Best known for The Cook, the Thief, His Wife & Her Lover – which explores his regular themes of sex, violence and death – the director is now in discussions with the Vatican to project images on to one of the most significant art treasures in the world – Michelangelo's Last Judgement, a fresco on the altar wall of the Sistine Chapel at the Vatican.

Greenaway, whose latest film, Nightwatching, about the artist Rembrandt, is released in the UK today, told The Independent on Sunday that he was one of 250 artists invited to the Vatican in December to talk about developing the relationship between the church and artists.

His plan for the Sistine Chapel would be the culmination of his Nine Classic Paintings project. This has already seen him use light shows on Leonardo Da Vinci's Last Supper in Milan, as well as The Wedding at Cana, by Paolo Veronese, at the Venice Biennale. He intends to move on to Picasso's Guernica in Madrid and Jackson Pollock in New York before finishing with Michelangelo.

"I believe these paintings are well worth examining and we examine them through very contemporary forms of technology," said Greenaway, 67, who trained as a painter.

"We are projecting directly on to the paintings. To some this will seem an act of gimmickry or tomfoolery or iconoclasm. It's not a film or animation, but it does interface with how the painting was created.

"Just think if Michelangelo had had electricity; just imagine what the Sistine Chapel could have looked like if he was a film-maker dealing in holograms – how much more amazing that would be. So in a sense we're giving Michelangelo electricity."

Greenaway's Nightwatching, a detective-style drama based on Rembrandt's painting The Night Watch, stars Martin Freeman, famous for his role in The Office, and was finished two years ago. "My home country is very much behind with the release," he said. "I'm told of all sorts of reasons, one of which is the poor appreciation of European cinema in England.

"I understand the distribution system for the European art movie is now at an extremely low ebb.
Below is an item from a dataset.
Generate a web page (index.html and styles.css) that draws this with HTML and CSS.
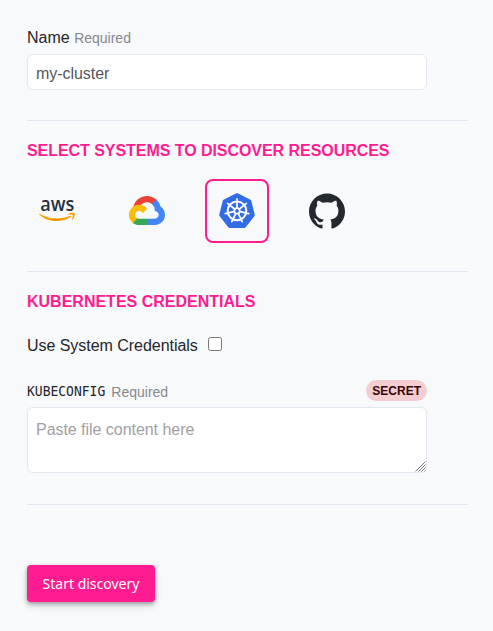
FILE: index.html
```html
<!DOCTYPE html>
<html lang="en">
<head>
<meta charset="utf-8">
<title>Discovery</title>
<link rel="stylesheet" href="styles.css">
</head>
<body>
<form class="form">
  <section class="section name-section">
    <label class="label" for="name">Name <span class="required">Required</span></label>
    <input class="input" id="name" type="text" value="my-cluster">
  </section>

  <section class="section systems-section">
    <h2 class="title">SELECT SYSTEMS TO DISCOVER RESOURCES</h2>
    <div class="systems">
      <div class="system">
        <svg width="36" height="40" viewBox="0 -8 36 40">
          <text class="aws-text" x="1.2" y="12" textLength="34" lengthAdjust="spacingAndGlyphs">aws</text>
          <g fill="#f90" transform="translate(0 -4.300)">
            <path d="M.3 19.700c-.3-.5.2-.8.7-.5 9.300 5.300 20.300 6 30.300 1.800.9-.3 1.400.5.7 1.100C23.500 28.100 9 28.300.3 19.700z"/>
            <path d="M29.300 19.100c2-1.400 5.700-1.300 6.300-.6.600.8-.3 5-2.200 6.600-.4.300-.7.100-.6-.3.600-1.500 1.300-3.900.9-4.500-.5-.6-2.800-.5-4.200-.4-.5 0-.6-.4-.2-.8z"/>
          </g>
        </svg>
      </div>
      <div class="system google">
        <svg width="36" height="29" viewBox="0 0 256 206">
          <path fill="#ea4335" d="M170.252 56.819l22.253-22.253 1.483-9.370C153.437-11.677 88.976-7.496 52.420 33.920 42.267 45.423 34.734 59.764 30.717 74.573l7.970-1.123 44.505-7.340 3.436-3.513c19.797-21.742 53.270-24.667 76.128-6.168z"/>
          <path fill="#4285f4" d="M224.205 73.918a100.249 100.249 0 0 0-30.217-48.722l-31.232 31.232a55.515 55.515 0 0 1 20.379 44.037v5.544c15.350 0 27.797 12.445 27.797 27.796 0 15.352-12.446 27.485-27.797 27.485h-55.671l-5.466 5.934v33.340l5.466 5.231h55.670c39.930.311 72.553-31.494 72.864-71.424a72.303 72.303 0 0 0-31.793-60.453"/>
          <path fill="#34a853" d="M71.870 205.796h55.593V161.290H71.870a27.275 27.275 0 0 1-11.400-2.498l-7.887 2.420-22.409 22.253-1.952 7.574c12.567 9.489 27.900 14.825 43.648 14.757"/>
          <path fill="#fbbc05" d="M71.870 61.425C31.940 61.664-.237 94.228.001 134.158a72.301 72.301 0 0 0 28.222 56.880l32.248-32.246c-13.990-6.322-20.208-22.786-13.887-36.776 6.320-13.990 22.786-20.208 36.775-13.888a27.796 27.796 0 0 1 13.887 13.888l32.248-32.248A72.224 72.224 0 0 0 71.870 61.425"/>
        </svg>
      </div>
      <div class="system selected">
        <svg width="36" height="36" viewBox="0 0 36 36">
          <path fill="#326ce5" stroke="#326ce5" stroke-width="3" stroke-linejoin="round" d="M18 1.700L30.800 8 34.300 22 25.500 33.400h-15L1.700 22 5.200 8z"/>
          <g fill="none" stroke="#fff" transform="translate(18 17.900)">
            <circle r="9.300" stroke-width="2"/>
            <circle r="2.700" stroke-width="1.800"/>
            <g stroke-width="1.700" stroke-linecap="round">
              <path d="M0-3.500V-12"/>
              <path d="M0-3.500V-12" transform="rotate(51.430)"/>
              <path d="M0-3.500V-12" transform="rotate(102.860)"/>
              <path d="M0-3.500V-12" transform="rotate(154.290)"/>
              <path d="M0-3.500V-12" transform="rotate(205.710)"/>
              <path d="M0-3.500V-12" transform="rotate(257.140)"/>
              <path d="M0-3.500V-12" transform="rotate(308.570)"/>
            </g>
          </g>
        </svg>
      </div>
      <div class="system">
        <svg width="36" height="36" viewBox="0 0 24 24">
          <path fill="#24292f" d="M12 .297c-6.630 0-12 5.373-12 12 0 5.303 3.438 9.800 8.205 11.385.6.113.82-.258.82-.577 0-.285-.01-1.040-.015-2.040-3.338.724-4.042-1.610-4.042-1.610C4.422 18.070 3.633 17.700 3.633 17.700c-1.087-.744.084-.729.084-.729 1.205.084 1.838 1.236 1.838 1.236 1.070 1.835 2.809 1.305 3.495.998.108-.776.417-1.305.76-1.605-2.665-.3-5.466-1.332-5.466-5.930 0-1.310.465-2.380 1.235-3.220-.135-.303-.54-1.523.105-3.176 0 0 1.005-.322 3.300 1.230.96-.267 1.980-.399 3-.405 1.020.006 2.040.138 3 .405 2.280-1.552 3.285-1.230 3.285-1.230.645 1.653.24 2.873.12 3.176.765.84 1.230 1.910 1.230 3.220 0 4.610-2.805 5.625-5.475 5.920.42.36.81 1.096.81 2.220 0 1.606-.015 2.896-.015 3.286 0 .315.21.69.825.57C20.565 22.092 24 17.592 24 12.297c0-6.627-5.373-12-12-12"/>
        </svg>
      </div>
    </div>
  </section>

  <section class="section credentials-section">
    <h2 class="title title-short">KUBERNETES CREDENTIALS</h2>
    <label class="check-row"><span class="check-text">Use System Credentials</span><input class="checkbox" type="checkbox"></label>
    <div class="config-head">
      <label for="config"><code class="code">KUBECONFIG</code><span class="required">Required</span></label>
      <span class="badge">SECRET</span>
    </div>
    <div class="textarea-wrap">
      <textarea class="input textarea" id="config" placeholder="Paste file content here"></textarea>
      <svg class="grip" width="11" height="11" viewBox="0 0 11 11">
        <path d="M.5 10.500l10-10M3.500 10.500l7-7M6.500 10.500l4-4M9.500 10.500l1-1"/>
      </svg>
    </div>
  </section>

  <button class="button" type="button">Start discovery</button>
</form>
</body>
</html>
```
FILE: styles.css
```css
* { box-sizing: border-box; }

body {
  margin: 0;
  min-height: 631px;
  background: #f8f9fb;
  color: #24262a;
  font: 16px/24px "Liberation Sans", Arial, sans-serif;
}

.form { width: 441px; margin-left: 27px; padding: 26px 0 20px; }
.section { border-bottom: 1px solid #e2e6f0; }
.name-section { height: 95px; }
.systems-section { height: 151px; padding-top: 18px; }
.credentials-section { height: 233px; padding-top: 18px; }
.label { display: block; height: 28px; }
.required { color: #85888d; font-size: 14px; }

.input {
  display: block;
  width: 400px;
  height: 36px;
  margin: 0;
  padding: 3px 8px 0;
  border: 1px solid #e4e7ef;
  border-radius: 6px;
  background: #fff;
  color: #55575b;
  font: inherit;
  letter-spacing: -.04px;
}

.title {
  margin: 0;
  color: #ff1c90;
  font-size: 16px;
  line-height: 24px;
  letter-spacing: -.05px;
}
.title-short { letter-spacing: 0; }

.systems { display: flex; gap: 26px; margin: 16px 0 0 -2px; }
.system {
  display: flex;
  align-items: center;
  justify-content: center;
  width: 64px;
  height: 64px;
  border: 2px solid transparent;
  border-radius: 8px;
}
.system svg { display: block; overflow: visible; }
.google { padding-bottom: 1px; }
.selected { border-color: #ff1c90; }
.aws-text {
  fill: #252f3e;
  font: 600 20px "Open Sans", sans-serif;
}

.check-row {
  display: flex;
  align-items: center;
  gap: 10px;
  height: 24px;
  margin-top: 20px;
}
.check-text { letter-spacing: -.04px; }
.checkbox { width: 14px; height: 14px; margin: 0 0 4px; }

.config-head {
  display: flex;
  justify-content: space-between;
  width: 400px;
  height: 27px;
  margin-top: 22px;
}
.code {
  display: inline-block;
  transform: translateY(-1px) scaleX(.928);
  transform-origin: left;
  font: 14px/16px "DejaVu Sans Mono", monospace;
}
.badge {
  height: 21px;
  padding: 1px 6px 0;
  border-radius: 11px;
  background: #f3cdcf;
  color: #350507;
  font-size: 12px;
  font-weight: bold;
  line-height: 21px;
}

.textarea-wrap { position: relative; width: 400px; }
.textarea { height: 66px; padding: 10px 8px; resize: none; }
.textarea::placeholder { color: #a0a1a3; }
.grip {
  position: absolute;
  right: 1px;
  bottom: 1px;
  fill: none;
  stroke: #77797c;
  stroke-width: 1;
}

.button {
  display: block;
  width: 128px;
  height: 37px;
  margin: 60px 0 0;
  padding: 0;
  border: 0;
  border-radius: 4px;
  background: #ff1c90;
  box-shadow: 0 2px 4px rgba(0, 0, 0, .3), 0 4px 8px rgba(0, 0, 0, .12);
  color: #fff;
  font: 14px "Noto Sans", sans-serif;
}
```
I'd be the first to agree that the death of cinema is about us. A great deal of cinema is being made, but very little of it is inventive, very little is radical."

"What fascinates me most is that Rembrandt paints artificial light. Rembrandt, Rubens, Caravaggio and Velazquez for the first time practised the depiction of artificial light.

"You could say they are the first film-makers, because cinema is the manipulation of artificial light. So it starts with these guys round about 1600. So as a painter and film-maker I'm going to be interested in these people."